I was less enchanted with the romantic subplots of both stories.  Lizzie/Yama or Darcy/Imogen did not feel authentic or swoony to me at all.  I think this was due to a lack of tension or build-up in either romantic plot.  Both relationships fell together rather easily.

I’m a huge fan of Scott Westerfeld, but this won’t beat the Leviathan series for me.  I liked the glimpse of the writing life.  And I liked the whole concept of reading a writer’s life side-by-side with their novel.  Three stars.

Book Review: Every Day

Every DayEvery Day
by David Levithan
Published by: Ember
Form: Purchased Paperback
Big Themes: Humanity, Trust, Love, Reincarnation

Every day, A wakes up in a new body.  He has no choice as to what body he wakes up in.  A’s life has no consistency.  Each day is new faces.  A new situation.  Until A falls in love, and struggles to cling to the possibility that this body-hopping life may have a purpose.

Review in a Nutshell:

A totally unique concept.  This book really makes you think about what it means to be human and the idea of a human soul.  What makes us who we are?  I loved the idea of a person being recognizable no matter what body they are in.  The idea that a soul can transcend your physical body.

You really feel for the character A and all that he/she has to go through on a daily basis.  You yearned for A to have some stability and normalcy.  With each day being an entirely different situation, I definitely found this book to be a page-turner and quick read.

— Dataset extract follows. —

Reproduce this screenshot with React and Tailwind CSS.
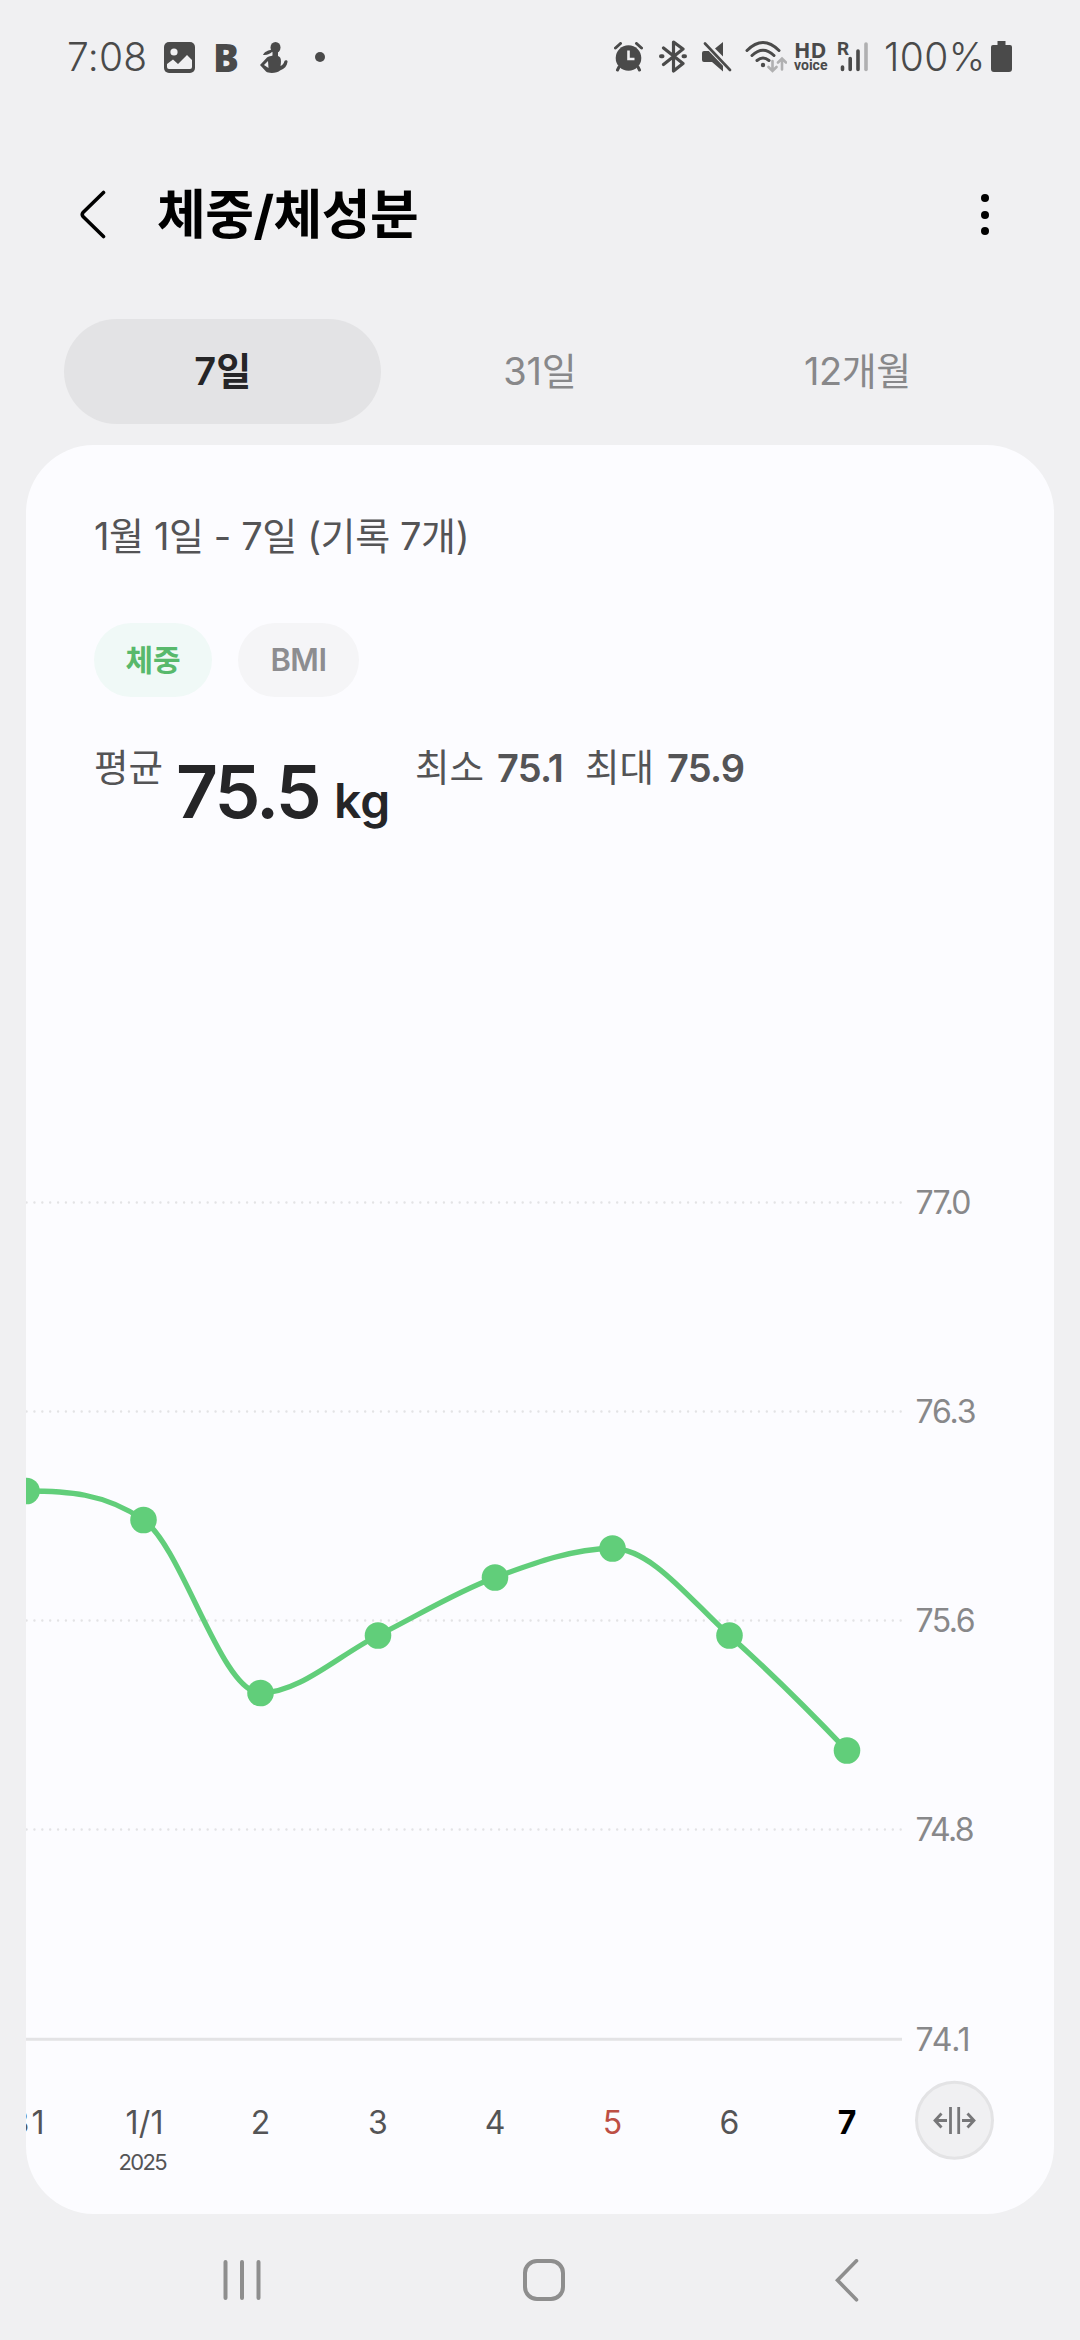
const GREEN = '#61ce7a'
const GRID_LINES = [
  { y: 1202.5, label: '77.0', width: 56 },
  { y: 1411.5, label: '76.3', width: 61 },
  { y: 1620.5, label: '75.6', width: 60 },
  { y: 1829.5, label: '74.8', width: 59 },
]

// slope: tangent of the curve at the point
const POINTS = [
  { x: 26.5, y: 1491, slope: 0 },
  { x: 143.5, y: 1520, slope: 0.7 },
  { x: 260.5, y: 1693, slope: 0 },
  { x: 378, y: 1635.5, slope: -0.5 },
  { x: 495, y: 1577.5, slope: -0.37 },
  { x: 612.5, y: 1548.5, slope: 0 },
  { x: 729.5, y: 1635.5, slope: 0.9 },
  { x: 847, y: 1750.5, slope: 1.05 },
]

const DAYS = [
  { x: 144.5, label: '1/1', width: 38, color: '#545456' },
  { x: 260.5, label: '2', color: '#545456' },
  { x: 378, label: '3', color: '#545456' },
  { x: 495, label: '4', color: '#545456' },
  { x: 612.5, label: '5', color: '#bd4f45' },
  { x: 729.5, label: '6', color: '#545456' },
  { x: 847, label: '7', color: '#000000', bold: true },
]

function curvePath(points) {
  let d = `M${points[0].x} ${points[0].y}`
  for (let i = 1; i < points.length; i++) {
    const a = points[i - 1]
    const b = points[i]
    const h = (b.x - a.x) / 3
    d += `C${a.x + h} ${a.y + a.slope * h} ${b.x - h} ${b.y - b.slope * h} ${b.x} ${b.y}`
  }
  return d
}

function StatusBar() {
  return (
    <div className="flex h-[114px] items-start pl-[67px] pt-[34px] text-[#4a4a4a]">
      <span className="w-[97px] text-[39px] font-[330] leading-[46px] tracking-[0.2px]">7:08</span>
      <svg className="mt-2 h-[31px] w-[31px]" viewBox="0 0 31 31" fill="currentColor">
        <rect width="31" height="31" rx="5" />
        <circle cx="10" cy="10" r="3.6" fill="#f0f0f2" />
        <path d="M3 22 9 17.5 14 22 23 13 28 18V25q0 2-2 2H5q-2 0-2-2Z" fill="#f0f0f2" />
      </svg>
      <span className="ml-[18px] w-[47px] font-['Open_Sans'] text-[38.5px] font-extrabold leading-[46px]">B</span>
      <svg className="mt-2 h-[31px] w-[28px]" viewBox="0 0 28 31" fill="currentColor">
        <ellipse cx="15.500" cy="5.500" rx="5" ry="5.500" />
        <path d="M12 8C8 8 4 10 3 13c4 .500 7-1 9.500-3.500Z" />
        <path
          fillRule="evenodd"
          d="M12.500 9h5.500v5c3 1 3.500 4 2.500 10 2-1 3-2 4-5 .500-1.500 3.500-1 3 1-.500 4-3 7-7.500 8.500-2 2.500-11 3.500-14 1L0 23l7-7.500c1.500-1.500 4-1 5.500-2ZM8 19l-4 4 4.500 3Z"
        />
      </svg>
      <span className="ml-[27px] mt-[18px] h-[10px] w-[10px] rounded-full bg-[#4a4a4a]" />

      <svg className="ml-[289px] mt-2 h-[30px] w-[29px]" viewBox="0 0 29 30" fill="currentColor">
        <circle cx="14.500" cy="16" r="12.800" />
        <path d="M1.500 6 6.500 1.500M27.500 6 22.500 1.500M5 25 3.500 28M24 25l1.500 3" stroke="currentColor" strokeWidth="3" strokeLinecap="round" />
        <path d="M14.500 8.500v8.500h6" fill="none" stroke="#f0f0f2" strokeWidth="2.600" />
      </svg>
      <svg className="ml-[16px] mt-1.5 h-[33px] w-[28px]" viewBox="0 0 28 33" fill="none" stroke="currentColor" strokeWidth="3.200" strokeLinejoin="round" strokeLinecap="round">
        <path d="M4.500 8 24 23.500 14.500 31V2L24 9 4.500 24.500" />
        <path d="M2 16.200h1.500M24.500 16.200H26" strokeWidth="4" />
      </svg>
      <svg className="ml-[15px] mt-2 h-[30px] w-[30px]" viewBox="0 0 30 30" fill="currentColor">
        <path d="M2 9h7l12 12v8.500L10 20H2q-2 0-2-2v-7q0-2 2-2ZM13 6.500 21 0v14.500Z" />
        <path d="M3 1.500 28.500 28" stroke="#f0f0f2" strokeWidth="5" />
        <path d="M3 1.500 28 28" stroke="currentColor" strokeWidth="2.600" strokeLinecap="round" />
      </svg>
      <svg className="ml-[13px] mt-[6px] h-[34px] w-[42px]" viewBox="0 0 42 34" fill="none" stroke="currentColor" strokeWidth="3" strokeLinecap="round">
        <path d="M2 10.500Q18 -5.500 34 10.500M7 15.500Q18 5 29 15.500M12 20.500Q18 15.500 24 20.500" />
        <circle cx="18" cy="25" r="2.200" fill="currentColor" stroke="none" />
        <path d="M27.500 21v9.500M23.500 27l4 4 4-4M37 29.500V19M33 22.500l4-4 4 4" stroke="#b0b0b1" strokeWidth="2.600" />
      </svg>
      <div className="ml-[7px] mt-[6px] flex w-[36px] flex-col items-start">
        <span className="font-['Open_Sans'] text-[21.5px] font-bold leading-[20px]">HD</span>
        <span className="font-[Roboto] text-[14px] font-bold leading-[11px]">voice</span>
      </div>
      <div className="ml-[7px] mt-[6px] flex h-[34px] w-[34px] items-start">
        <span className="w-[3px] font-[Roboto] text-[19px] font-bold leading-[17px]">R</span>
        <svg className="h-[34px] w-[31px]" viewBox="0 0 31 34" fill="none" stroke="currentColor" strokeWidth="3.600" strokeLinecap="round">
          <path d="M2.500 27v2.500M10.200 18.500v11M18 11v18.500" />
          <path d="M26 4v25.500" stroke="#b0b0b1" />
        </svg>
      </div>
      <span className="ml-[13px] w-[107px] whitespace-nowrap text-[39px] font-[330] leading-[46px] tracking-[0.4px]">100%</span>
      <svg className="mt-[7px] h-[31px] w-[21px]" viewBox="0 0 21 31" fill="currentColor">
        <path d="M6.500 0h8v4H19q2 0 2 2v22q0 3-3 3H3q-3 0-3-3V6q0-2 2-2h4.500Z" />
      </svg>
    </div>
  )
}

function Header() {
  return (
    <div className="flex h-[205px] items-start pl-[80px] pt-[70px]">
      <svg className="mt-[6px] h-[50px] w-[26px]" viewBox="0 0 26 50" fill="none" stroke="#000" strokeWidth="3.600" strokeLinecap="round" strokeLinejoin="round">
        <path d="M23.500 2.500 3 22.500Q1.500 24.500 3 26.500L23.500 46.500" />
      </svg>
      <h1 className="ml-[51px] mt-px text-[53px] font-bold leading-[60px] tracking-[-0.5px]">체중/체성분</h1>
      <div className="ml-auto mr-[91px] mt-[10px] flex flex-col gap-[8.500px]">
        <span className="h-2 w-2 rounded-full bg-black" />
        <span className="h-2 w-2 rounded-full bg-black" />
        <span className="h-2 w-2 rounded-full bg-black" />
      </div>
    </div>
  )
}

function Tabs() {
  return (
    <div className="mx-[64px] grid h-[105px] grid-cols-3 text-center text-[38px] leading-[105px] text-[#88888a]">
      <span className="rounded-full bg-[#e3e3e5] font-semibold text-[#252527]">7일</span>
      <span className="tracking-[-0.2px]">31일</span>
      <span className="tracking-[-0.5px]">12개월</span>
    </div>
  )
}

function Summary() {
  return (
    <div className="px-[68px] pt-[65px] text-[#545456]">
      <p className="text-[38px] leading-[52px] tracking-[-0.4px]">1월 1일 - 7일 (기록 7개)</p>
      <div className="mt-[61px] flex gap-[26px] text-center leading-[74px]">
        <span className="w-[118px] rounded-full bg-[#f0f9f7] text-[30px] font-bold text-[#58b96c]">체중</span>
        <span className="w-[121px] rounded-full bg-[#f5f5f7] text-[31px] font-semibold tracking-[-0.5px] text-[#8d8d90]">BMI</span>
      </div>
      <div className="mt-[44px] flex items-start whitespace-nowrap text-[37.5px] leading-[54px]">
        <span className="w-[82px]">평균</span>
        <span className="w-[158px] text-[73px] font-semibold leading-[101px] tracking-[-2.8px] text-[#252527]">75.5</span>
        <span className="w-[81px] pt-[20px] text-[48px] font-semibold leading-[80px] text-[#252527]">kg</span>
        <span className="w-[82px]">최소</span>
        <span className="w-[88px] text-[38px] font-semibold tracking-[-0.8px]">75.1</span>
        <span className="w-[82px]">최대</span>
        <span className="text-[38px] font-semibold tracking-[-0.8px]">75.9</span>
      </div>
    </div>
  )
}

function WeightChart() {
  return (
    <svg className="mt-auto h-[1064px] w-[1028px] shrink-0" viewBox="26 1150 1028 1064">
      {GRID_LINES.map((line) => (
        <g key={line.label}>
          <path d={`M900.700 ${line.y}H26`} stroke="#e3e3e5" strokeWidth="2.400" strokeDasharray="0.010 7.865" strokeLinecap="round" />
          <text x="915.500" y={line.y + 11.5} fontSize="32" fill="#88888a" textLength={line.width}>
            {line.label}
          </text>
        </g>
      ))}
      <path d="M26 2039.300H902" stroke="#e3e3e5" strokeWidth="3" />
      <text x="915.500" y="2051" fontSize="32" fill="#88888a" textLength="55">74.1</text>

      <path d={curvePath(POINTS)} fill="none" stroke={GREEN} strokeWidth="5.300" />
      {POINTS.map((p) => (
        <circle key={p.x} cx={p.x} cy={p.y} r="13.300" fill={GREEN} />
      ))}

      <g fontSize="32" textAnchor="middle">
        <text x="27" y="2134" fill="#545456" textLength="35">31</text>
        {DAYS.map((day) => (
          <text key={day.label} x={day.x} y="2134" fill={day.color} fontWeight={day.bold ? 700 : 400} textLength={day.width}>
            {day.label}
          </text>
        ))}
        <text x="143" y="2170" fontSize="22" fill="#545456" textLength="49">2025</text>
      </g>

      <circle cx="954.500" cy="2120.300" r="38" fill="#f0f0f2" stroke="#e3e3e5" strokeWidth="3" />
      <g fill="none" stroke="#777779" strokeWidth="2.800">
        <path d="M950.500 2107v27M958.700 2107v27" />
        <path d="M947 2120.500H935.500M941.500 2113.500l-6.500 7 6.500 7M962 2120.500h11.500M967.500 2113.500l6.500 7-6.500 7" />
      </g>
    </svg>
  )
}

function NavBar() {
  return (
    <div className="flex h-[126px] items-start pl-[223px] pt-[45px] text-[#8e8e8e]">
      <svg className="h-[42px] w-[38px]" viewBox="0 0 38 42" stroke="currentColor" strokeWidth="4" strokeLinecap="round">
        <path d="M2.500 3v36M19 3v36M35.500 3v36" />
      </svg>
      <span className="ml-[262px] h-[42px] w-[42px] rounded-[14px] border-4 border-[#8e8e8e]" />
      <svg className="ml-[270px] h-[44px] w-[25px]" viewBox="0 0 25 44" fill="none" stroke="currentColor" strokeWidth="3.600" strokeLinecap="round">
        <path d="M21.500 1.800 2.500 21.300 21.500 40.800" />
      </svg>
    </div>
  )
}

export default function App() {
  return (
    <div className="flex h-[2340px] w-[1080px] flex-col overflow-hidden bg-[#f0f0f2] font-[Inter,'Noto_Sans_CJK_KR',sans-serif]">
      <StatusBar />
      <Header />
      <Tabs />
      <main className="mx-[26px] mt-[21px] flex h-[1769px] shrink-0 flex-col overflow-hidden rounded-[68px] bg-[#fcfcff]">
        <Summary />
        <WeightChart />
      </main>
      <NavBar />
    </div>
  )
}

The book is guilty of using some stereotypes in terms of the characters that A body-hops into.  That didn’t bother me as I was reading, but I read it in some reviews afterwards.  I thought the author did an excellent job of exploring many different personas, and frequently created sympathy for those personas through A’s voice and observations.

Four shining stars.  This book was a fascinating look at humanity and what it means to be human.  Unique and worth reading. Recommended for ages 14 and up for mild drug/sex references.